さて、広報局としては新しい事務局長がやってきたということで広報戦略がどう変革するのか、新しい事務局長を通して組織をどうアピールしていくのか議論が盛り上がっています。私たちのチームでも事務局長のPRページを立ち上げるほか、他の国際機関のトップの広報スタイルとの比較研究などにも熱がこもります。

「新事務局長は、オバマ風が好きらしい」やら「いや、国連事務局長の潘基文(バンギムン)のPR戦略を気に入っているらしい」など憶測半分の議論が盛り上がります。オバマ風とは?とホワイトハウスのページを見ると、PR先進国のアメリカ大統領だけあって、すっきりしたデザインなのに内容が充実し、洗練されています。

動画にブログ、日替わりのフォトギャラリー、そしてメーリングリスト、そしてスケジュールの公開まで、このサイトの運営にかかる労力たるや、想像をしただけでめまいがしそうです。特に国連は公用語全てへの翻訳が必要なので、内容を欲張りすぎるとタイムリーなアップロードに苦労します。その点、国連事務局長の潘基文氏のインターネット広報戦略はスタイリッシュかつアクティブで参考になりそうです。
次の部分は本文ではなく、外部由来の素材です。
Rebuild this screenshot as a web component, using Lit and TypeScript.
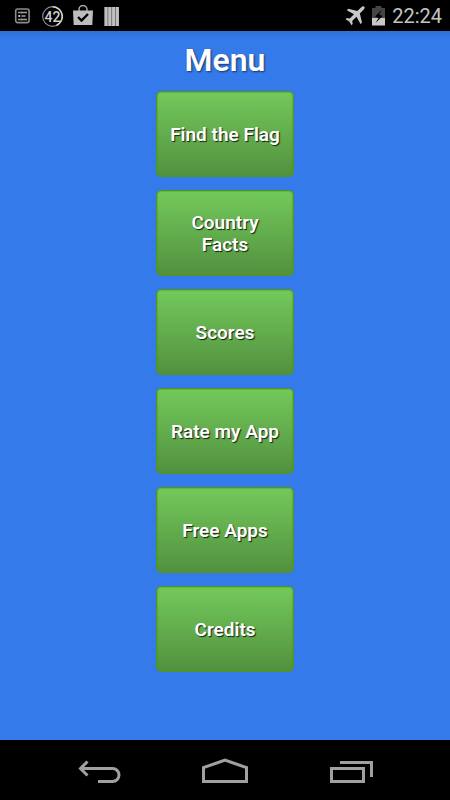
import { LitElement, html, css } from "lit";
import { customElement } from "lit/decorators.js";

const ITEMS = ["Find the Flag", "Country Facts", "Scores", "Rate my App", "Free Apps", "Credits"];

@customElement("status-bar")
class StatusBar extends LitElement {
  static styles = css`
    :host {
      display: flex;
      align-items: center;
      justify-content: space-between;
      box-sizing: border-box;
      height: 31px;
      padding: 0 8px 0 14px;
      background: #000;
      color: #c4c4c4;
      font: 400 20px/32px Roboto, sans-serif;
    }
    .group {
      display: flex;
      align-items: center;
    }
    .notices {
      gap: 10px;
    }
    .system {
      gap: 7px;
    }
    svg {
      display: block;
    }
    .count {
      font: 500 14px Roboto, sans-serif;
    }
  `;

  render() {
    return html`
      <div class="group notices">
        <svg width="17" height="22" viewBox="0 0 17 22" fill="none" stroke="#8c8c8c">
          <rect x="1.7" y="4" width="13.4" height="13.6" rx="2" stroke-width="1.6" />
          <path d="M4 7.5h2M4 11h2M4 14.5h2M7.5 7.5h5.5M7.5 11h4M7.5 14.5h5.5" stroke="#a0a0a0" stroke-width="1.6" />
          <path d="M6.5 7.5h1.2M5 11h1.2M6.5 14.5h1.2" stroke="#c4d0dc" stroke-width="2" />
        </svg>
        <svg width="22" height="22" viewBox="0 0 22 22" fill="none">
          <circle cx="11.5" cy="11.5" r="9.8" stroke="#888" stroke-width="1.2" />
          <path d="M11.5 1.7a9.8 9.8 0 0 1 4 18.7" stroke="#d0d0d0" stroke-width="1.6" />
          <text class="count" x="11.5" y="16.500" text-anchor="middle" fill="#d0d0d0">42</text>
        </svg>
        <svg width="20" height="22" viewBox="0 0 20 22" fill="none">
          <path d="M6 6V4.500a4 4 0 0 1 8 0V6" stroke="#b5b5b5" stroke-width="1.400" />
          <path d="M0 5.500h20l-.7 14.500H.7z" fill="#bdbdbd" />
          <path d="M5 12l3.500 3.500L15 9" stroke="#000" stroke-width="2.400" />
        </svg>
        <svg width="17" height="22" viewBox="0 0 17 22">
          <path d="M1.500 2h14.500v19H1.500z" fill="#666" />
          <path d="M1.500 2h3v19h-3zM5.300 2h3v19h-3zM9.100 2h3v19h-3zM12.900 2h3v19h-3z" fill="#c0c0c0" />
        </svg>
      </div>
      <div class="group system">
        <svg width="20" height="20" viewBox="0 0 20 20" fill="#c8c8c8">
          <path
            d="M19.300.7c.7.7.3 1.900-.6 2.900L14.800 7.500l2.200 9-1.500 1.500-4-7.200-4.300 4.200.5 3-1.200 1.200-2.200-3.700L.6 13.300l1.200-1.200 3 .5 4.200-4.300-7.200-4L3.300 2.800l9 2.200L16.300 1.200c1-.9 2.300-1.200 3-.5z"
          />
        </svg>
        <svg width="13" height="20" viewBox="0 0 13 20">
          <path d="M3.500 0h6v2H13v10H0V2h3.500z" fill="#454545" />
          <path d="M0 12h13v7.500H0z" fill="#c8c8c8" />
          <path d="M10 3.500L3 10.500l3.500 1.500L3.500 17l7-7L7 8.500z" fill="#000" />
        </svg>
        <time>22:24</time>
      </div>
    `;
  }
}

@customElement("nav-bar")
class NavBar extends LitElement {
  static styles = css`
    :host {
      display: flex;
      align-items: center;
      justify-content: center;
      height: 60px;
      background: #000;
    }
    nav {
      display: flex;
      flex: 0 1 378px;
      justify-content: space-between;
    }
    button {
      display: flex;
      flex: 1;
      justify-content: center;
      align-items: center;
      height: 60px;
      padding: 0;
      border: 0;
      background: none;
    }
    svg {
      display: block;
      fill: none;
      stroke: #a0a0a0;
      stroke-width: 3;
    }
  `;

  render() {
    return html`
      <nav>
        <button aria-label="Back">
          <svg width="46" height="28" viewBox="0 0 46 28">
            <path d="M4 12.500H36.500a6.500 6.500 0 0 1 0 13H22M11.500 5.500L4.500 12.500l7 7" />
          </svg>
        </button>
        <button aria-label="Home">
          <svg width="46" height="28" viewBox="0 0 46 28">
            <path d="M1.500 25.500v-14L23 4.200l21.500 7.300v14z" />
          </svg>
        </button>
        <button aria-label="Recent apps">
          <svg width="46" height="28" viewBox="0 0 46 28">
            <path d="M3.500 12.500h32v13h-32zM12 6.500h31.500V21" />
          </svg>
        </button>
      </nav>
    `;
  }
}

@customElement("app-root")
class AppRoot extends LitElement {
  static styles = css`
    :host {
      display: flex;
      flex-direction: column;
      min-height: 100vh;
      background: #357aea;
      font-family: Roboto, sans-serif;
    }
    main {
      flex: 1;
      display: flex;
      flex-direction: column;
      align-items: center;
      padding: 10px 16px 16px;
      background: linear-gradient(#3070d5, #357aea 8px);
    }
    h1 {
      margin: 0 0 12px;
      color: #fff;
      font-size: 32px;
      font-weight: 600;
      line-height: 38px;
      text-shadow: 1px 1px 2px rgba(0, 0, 0, 0.6);
    }
    .menu {
      display: flex;
      flex-direction: column;
      gap: 13px;
    }
    .item {
      box-sizing: border-box;
      width: 138px;
      height: 86px;
      padding: 2px 10px 0;
      border: 1px solid #4f951f;
      border-radius: 5px;
      background: linear-gradient(#73c95b, #52913f);
      box-shadow: inset 0 0 1px 1px rgba(79, 149, 31, 0.4);
      color: #fff;
      font: 600 19px/22px Roboto, sans-serif;
      text-shadow: 1px 1px 1px rgba(0, 0, 0, 0.8);
    }
  `;

  render() {
    return html`
      <status-bar></status-bar>
      <main>
        <h1>Menu</h1>
        <div class="menu">${ITEMS.map((item) => html`<button class="item">${item}</button>`)}</div>
      </main>
      <nav-bar></nav-bar>
    `;
  }
}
昨年にはソーシャルメディアを使ったライブ質問中継をしたり、MTV風のプロモーションビデオを流したり、堅いイメージがつきまといがちな国連のPRの型を破ろうとする意思が見られます。

こんなビデオを作ることになるかは全く未知数ですが、LinkedInやFacebook、Twitterなども既に使いこなしているというグラジアノ氏を事務局長に迎えたFAO、2012年もいい働きで、飢餓撲滅のために一歩前進したいものです。